There are so many aspects of this supposed terror ring that grate me:
- Global News fear-mongering poll, asking whether we need to adopt the asinine American terror-alert level system. I'm on board, so long as we find a way to incorporate the much ignored color teal.
- "Experts" arguing that the real roots of radicalism are poor socio-economic conditions. I find this logic strange, considering Al Qaeda's top man comes from one of Saudi Arabia's wealthiest families, and the number two is a doctor. You can't explain away radical views with simplistic rationalizations.
- American politicians using a "successful" police exercise to criticize Canada as a bastion for terrorists. Aren't the American hawks constantly reminding people that future attacks are inevitable. When you live in a glass house...
-CBC radio, and others, reporting from the courthouse with a strange pre-occupation about how many international media news outlets are here. There is an overriding bizarre pride with reports that mention how "international" the coverage is, as though Canada has finally made it to the terrorism bigtime. Even during a crisis, it is nice to see we still find the time to worry about whether the Americans notice us.
-The constant interviewing of the suspects families. Don't get me wrong, it is important to have balance, but do we really expect anything other than "this is a disgrace" and "he is such a good boy". Pick a horrific crime, the family is always the last to know and/or except- these interviews add nothing to the reporting.
-Reporters asking law enforcement officials detailed questions over and over, so we can count how many times we hear "I'm not at liberty to discuss the details of this case".
-One of the lawyers for the accused arguing that the suspects are being mistreated because they haven't been allowed to pray together. Yes, it is common practice to allow co-defendants free access to each other so they can "discuss" things. Suspects have to be separated, for beyond obvious reasons.

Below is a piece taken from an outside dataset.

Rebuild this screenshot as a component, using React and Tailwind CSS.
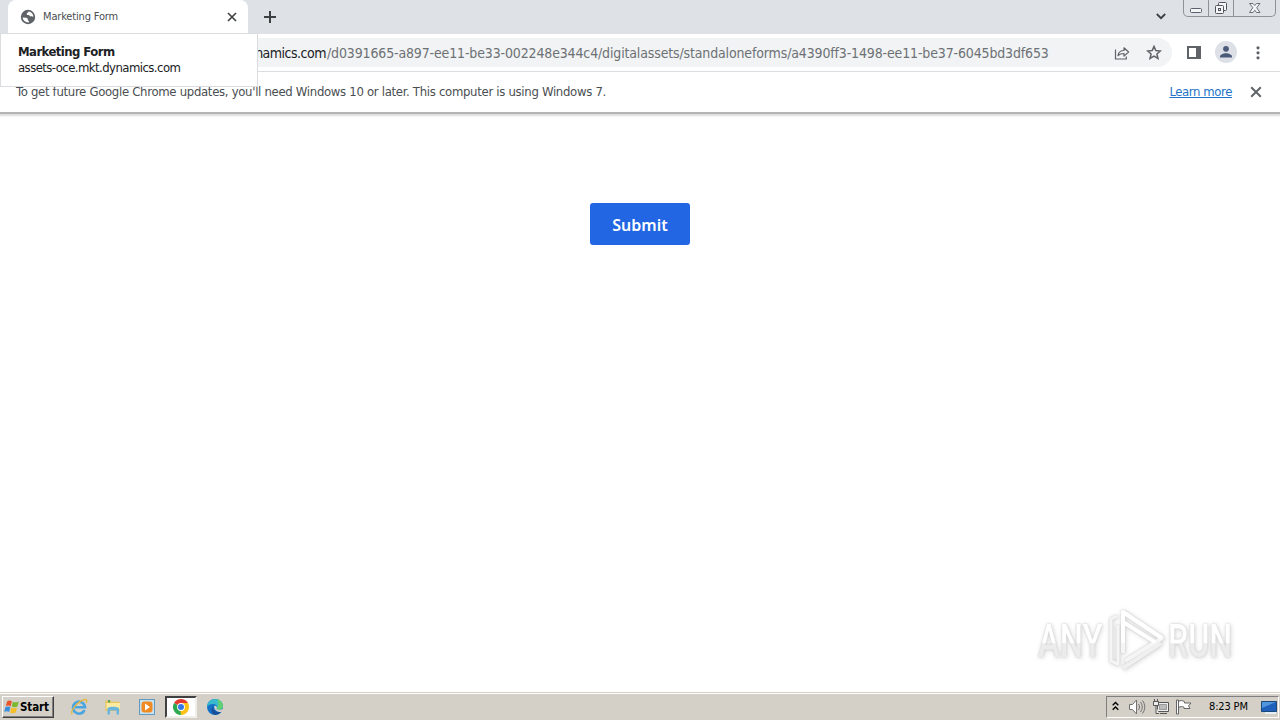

Generally, the real tragedy with this whole mess is the inevitable wedge developing. Every conversation contains a Muslim and some white guy, as though each has some unique perspective to offer, in turn fueling division and isolation. It is sad to hear interviews with Muslims, wherein they are forced to defend an entire religion, because of the actions of a few radicals. Christians aren't forced to apologize for Pat Robertson or Jerry Falwell, who regularly broadcast intolerance and hate. The real fear is that an air of suspicion is allowed to take hold in our psyche that could force the Muslim community to internalize and further isolate itself from Canadian society. Tolerance and inclusiveness have seen better days.